TO BE DONE:
Type out the material below exactly.

#####

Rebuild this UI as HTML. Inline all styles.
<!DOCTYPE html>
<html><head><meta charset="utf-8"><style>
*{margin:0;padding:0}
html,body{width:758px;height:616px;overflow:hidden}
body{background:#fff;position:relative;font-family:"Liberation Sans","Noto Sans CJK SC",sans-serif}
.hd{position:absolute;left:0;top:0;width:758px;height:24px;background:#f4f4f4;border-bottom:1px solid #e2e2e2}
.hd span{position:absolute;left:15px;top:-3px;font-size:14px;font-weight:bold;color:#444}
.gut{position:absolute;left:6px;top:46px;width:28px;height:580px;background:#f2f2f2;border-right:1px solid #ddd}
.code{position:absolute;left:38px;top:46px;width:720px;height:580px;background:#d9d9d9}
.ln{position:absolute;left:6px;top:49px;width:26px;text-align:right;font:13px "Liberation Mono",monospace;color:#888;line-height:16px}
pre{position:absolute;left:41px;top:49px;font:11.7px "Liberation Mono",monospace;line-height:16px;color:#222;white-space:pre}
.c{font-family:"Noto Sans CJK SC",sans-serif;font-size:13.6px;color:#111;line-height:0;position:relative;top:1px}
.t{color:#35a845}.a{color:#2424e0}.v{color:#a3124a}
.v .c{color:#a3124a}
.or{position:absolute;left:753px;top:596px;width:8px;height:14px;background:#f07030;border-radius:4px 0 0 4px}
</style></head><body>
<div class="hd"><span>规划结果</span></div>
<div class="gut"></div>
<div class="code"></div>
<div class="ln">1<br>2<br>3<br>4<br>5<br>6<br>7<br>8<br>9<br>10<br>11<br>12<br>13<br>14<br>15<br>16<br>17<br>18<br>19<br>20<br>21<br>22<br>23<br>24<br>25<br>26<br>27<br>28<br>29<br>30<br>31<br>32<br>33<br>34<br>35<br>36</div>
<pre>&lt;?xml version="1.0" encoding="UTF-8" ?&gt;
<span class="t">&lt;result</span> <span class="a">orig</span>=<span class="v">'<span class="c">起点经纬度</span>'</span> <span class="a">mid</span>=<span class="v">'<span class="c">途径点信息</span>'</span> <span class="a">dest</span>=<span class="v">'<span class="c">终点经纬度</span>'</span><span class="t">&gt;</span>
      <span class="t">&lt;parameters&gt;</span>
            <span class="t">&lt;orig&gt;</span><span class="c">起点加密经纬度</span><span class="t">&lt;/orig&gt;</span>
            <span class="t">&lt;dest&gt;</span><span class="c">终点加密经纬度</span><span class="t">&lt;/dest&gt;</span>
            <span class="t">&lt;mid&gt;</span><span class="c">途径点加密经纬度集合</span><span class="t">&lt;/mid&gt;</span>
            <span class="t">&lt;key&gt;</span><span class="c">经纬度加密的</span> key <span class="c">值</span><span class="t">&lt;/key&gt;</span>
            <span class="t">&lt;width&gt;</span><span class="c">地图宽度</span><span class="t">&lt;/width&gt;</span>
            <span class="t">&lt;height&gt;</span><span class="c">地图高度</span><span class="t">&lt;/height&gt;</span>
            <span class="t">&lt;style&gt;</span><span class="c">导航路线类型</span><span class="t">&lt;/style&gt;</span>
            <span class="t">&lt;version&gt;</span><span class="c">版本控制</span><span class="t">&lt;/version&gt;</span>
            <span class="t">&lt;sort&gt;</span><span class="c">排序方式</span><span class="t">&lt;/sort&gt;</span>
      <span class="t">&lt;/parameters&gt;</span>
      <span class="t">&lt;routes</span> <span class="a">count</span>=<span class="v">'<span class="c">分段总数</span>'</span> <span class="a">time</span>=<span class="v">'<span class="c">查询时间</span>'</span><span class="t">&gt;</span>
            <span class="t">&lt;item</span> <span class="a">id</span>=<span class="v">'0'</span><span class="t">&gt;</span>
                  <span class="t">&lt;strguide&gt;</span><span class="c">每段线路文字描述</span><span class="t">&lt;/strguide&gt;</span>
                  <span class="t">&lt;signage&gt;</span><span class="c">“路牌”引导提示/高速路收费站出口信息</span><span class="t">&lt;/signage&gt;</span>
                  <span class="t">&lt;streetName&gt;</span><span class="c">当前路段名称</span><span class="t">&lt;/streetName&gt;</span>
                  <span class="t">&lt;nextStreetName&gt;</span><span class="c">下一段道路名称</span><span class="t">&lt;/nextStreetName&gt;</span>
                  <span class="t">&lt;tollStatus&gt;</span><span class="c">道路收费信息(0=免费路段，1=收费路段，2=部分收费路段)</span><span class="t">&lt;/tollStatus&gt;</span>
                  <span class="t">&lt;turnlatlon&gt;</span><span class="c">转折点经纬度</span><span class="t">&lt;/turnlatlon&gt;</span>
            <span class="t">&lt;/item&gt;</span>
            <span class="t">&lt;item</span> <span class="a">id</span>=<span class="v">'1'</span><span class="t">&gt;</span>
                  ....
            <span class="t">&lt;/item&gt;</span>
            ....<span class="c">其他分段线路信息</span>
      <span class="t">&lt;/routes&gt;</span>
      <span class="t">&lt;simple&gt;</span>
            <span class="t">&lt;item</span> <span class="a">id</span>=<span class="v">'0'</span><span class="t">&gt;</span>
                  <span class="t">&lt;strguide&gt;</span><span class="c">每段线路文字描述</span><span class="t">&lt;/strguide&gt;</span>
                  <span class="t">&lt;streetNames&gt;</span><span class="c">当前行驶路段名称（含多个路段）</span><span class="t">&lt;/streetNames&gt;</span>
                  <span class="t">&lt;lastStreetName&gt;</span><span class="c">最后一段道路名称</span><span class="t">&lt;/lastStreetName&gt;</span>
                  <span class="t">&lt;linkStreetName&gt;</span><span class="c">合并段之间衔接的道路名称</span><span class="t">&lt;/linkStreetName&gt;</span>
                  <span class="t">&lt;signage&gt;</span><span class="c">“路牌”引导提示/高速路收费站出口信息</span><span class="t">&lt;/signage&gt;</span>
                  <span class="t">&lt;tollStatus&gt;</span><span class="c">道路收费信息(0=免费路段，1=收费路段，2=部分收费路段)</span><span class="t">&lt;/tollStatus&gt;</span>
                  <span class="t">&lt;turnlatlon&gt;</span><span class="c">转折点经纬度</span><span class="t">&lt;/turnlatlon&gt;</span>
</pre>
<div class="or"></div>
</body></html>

#####

PROBLEM SOLUTION:
Rebuild this UI as HTML. Inline all styles.
<!DOCTYPE html>
<html><head><meta charset="utf-8"><style>
*{margin:0;padding:0}
html,body{width:758px;height:616px;overflow:hidden}
body{background:#fff;position:relative;font-family:"Liberation Sans","Noto Sans CJK SC",sans-serif}
.hd{position:absolute;left:0;top:0;width:758px;height:24px;background:#f4f4f4;border-bottom:1px solid #e2e2e2}
.hd span{position:absolute;left:15px;top:-3px;font-size:14px;font-weight:bold;color:#444}
.gut{position:absolute;left:6px;top:46px;width:28px;height:580px;background:#f2f2f2;border-right:1px solid #ddd}
.code{position:absolute;left:38px;top:46px;width:720px;height:580px;background:#d9d9d9}
.ln{position:absolute;left:6px;top:49px;width:26px;text-align:right;font:13px "Liberation Mono",monospace;color:#888;line-height:16px}
pre{position:absolute;left:41px;top:49px;font:11.7px "Liberation Mono",monospace;line-height:16px;color:#222;white-space:pre}
.c{font-family:"Noto Sans CJK SC",sans-serif;font-size:13.6px;color:#111;line-height:0;position:relative;top:1px}
.t{color:#35a845}.a{color:#2424e0}.v{color:#a3124a}
.v .c{color:#a3124a}
.or{position:absolute;left:753px;top:596px;width:8px;height:14px;background:#f07030;border-radius:4px 0 0 4px}
</style></head><body>
<div class="hd"><span>规划结果</span></div>
<div class="gut"></div>
<div class="code"></div>
<div class="ln">1<br>2<br>3<br>4<br>5<br>6<br>7<br>8<br>9<br>10<br>11<br>12<br>13<br>14<br>15<br>16<br>17<br>18<br>19<br>20<br>21<br>22<br>23<br>24<br>25<br>26<br>27<br>28<br>29<br>30<br>31<br>32<br>33<br>34<br>35<br>36</div>
<pre>&lt;?xml version="1.0" encoding="UTF-8" ?&gt;
<span class="t">&lt;result</span> <span class="a">orig</span>=<span class="v">'<span class="c">起点经纬度</span>'</span> <span class="a">mid</span>=<span class="v">'<span class="c">途径点信息</span>'</span> <span class="a">dest</span>=<span class="v">'<span class="c">终点经纬度</span>'</span><span class="t">&gt;</span>
      <span class="t">&lt;parameters&gt;</span>
            <span class="t">&lt;orig&gt;</span><span class="c">起点加密经纬度</span><span class="t">&lt;/orig&gt;</span>
            <span class="t">&lt;dest&gt;</span><span class="c">终点加密经纬度</span><span class="t">&lt;/dest&gt;</span>
            <span class="t">&lt;mid&gt;</span><span class="c">途径点加密经纬度集合</span><span class="t">&lt;/mid&gt;</span>
            <span class="t">&lt;key&gt;</span><span class="c">经纬度加密的</span> key <span class="c">值</span><span class="t">&lt;/key&gt;</span>
            <span class="t">&lt;width&gt;</span><span class="c">地图宽度</span><span class="t">&lt;/width&gt;</span>
            <span class="t">&lt;height&gt;</span><span class="c">地图高度</span><span class="t">&lt;/height&gt;</span>
            <span class="t">&lt;style&gt;</span><span class="c">导航路线类型</span><span class="t">&lt;/style&gt;</span>
            <span class="t">&lt;version&gt;</span><span class="c">版本控制</span><span class="t">&lt;/version&gt;</span>
            <span class="t">&lt;sort&gt;</span><span class="c">排序方式</span><span class="t">&lt;/sort&gt;</span>
      <span class="t">&lt;/parameters&gt;</span>
      <span class="t">&lt;routes</span> <span class="a">count</span>=<span class="v">'<span class="c">分段总数</span>'</span> <span class="a">time</span>=<span class="v">'<span class="c">查询时间</span>'</span><span class="t">&gt;</span>
            <span class="t">&lt;item</span> <span class="a">id</span>=<span class="v">'0'</span><span class="t">&gt;</span>
                  <span class="t">&lt;strguide&gt;</span><span class="c">每段线路文字描述</span><span class="t">&lt;/strguide&gt;</span>
                  <span class="t">&lt;signage&gt;</span><span class="c">“路牌”引导提示/高速路收费站出口信息</span><span class="t">&lt;/signage&gt;</span>
                  <span class="t">&lt;streetName&gt;</span><span class="c">当前路段名称</span><span class="t">&lt;/streetName&gt;</span>
                  <span class="t">&lt;nextStreetName&gt;</span><span class="c">下一段道路名称</span><span class="t">&lt;/nextStreetName&gt;</span>
                  <span class="t">&lt;tollStatus&gt;</span><span class="c">道路收费信息(0=免费路段，1=收费路段，2=部分收费路段)</span><span class="t">&lt;/tollStatus&gt;</span>
                  <span class="t">&lt;turnlatlon&gt;</span><span class="c">转折点经纬度</span><span class="t">&lt;/turnlatlon&gt;</span>
            <span class="t">&lt;/item&gt;</span>
            <span class="t">&lt;item</span> <span class="a">id</span>=<span class="v">'1'</span><span class="t">&gt;</span>
                  ....
            <span class="t">&lt;/item&gt;</span>
            ....<span class="c">其他分段线路信息</span>
      <span class="t">&lt;/routes&gt;</span>
      <span class="t">&lt;simple&gt;</span>
            <span class="t">&lt;item</span> <span class="a">id</span>=<span class="v">'0'</span><span class="t">&gt;</span>
                  <span class="t">&lt;strguide&gt;</span><span class="c">每段线路文字描述</span><span class="t">&lt;/strguide&gt;</span>
                  <span class="t">&lt;streetNames&gt;</span><span class="c">当前行驶路段名称（含多个路段）</span><span class="t">&lt;/streetNames&gt;</span>
                  <span class="t">&lt;lastStreetName&gt;</span><span class="c">最后一段道路名称</span><span class="t">&lt;/lastStreetName&gt;</span>
                  <span class="t">&lt;linkStreetName&gt;</span><span class="c">合并段之间衔接的道路名称</span><span class="t">&lt;/linkStreetName&gt;</span>
                  <span class="t">&lt;signage&gt;</span><span class="c">“路牌”引导提示/高速路收费站出口信息</span><span class="t">&lt;/signage&gt;</span>
                  <span class="t">&lt;tollStatus&gt;</span><span class="c">道路收费信息(0=免费路段，1=收费路段，2=部分收费路段)</span><span class="t">&lt;/tollStatus&gt;</span>
                  <span class="t">&lt;turnlatlon&gt;</span><span class="c">转折点经纬度</span><span class="t">&lt;/turnlatlon&gt;</span>
</pre>
<div class="or"></div>
</body></html>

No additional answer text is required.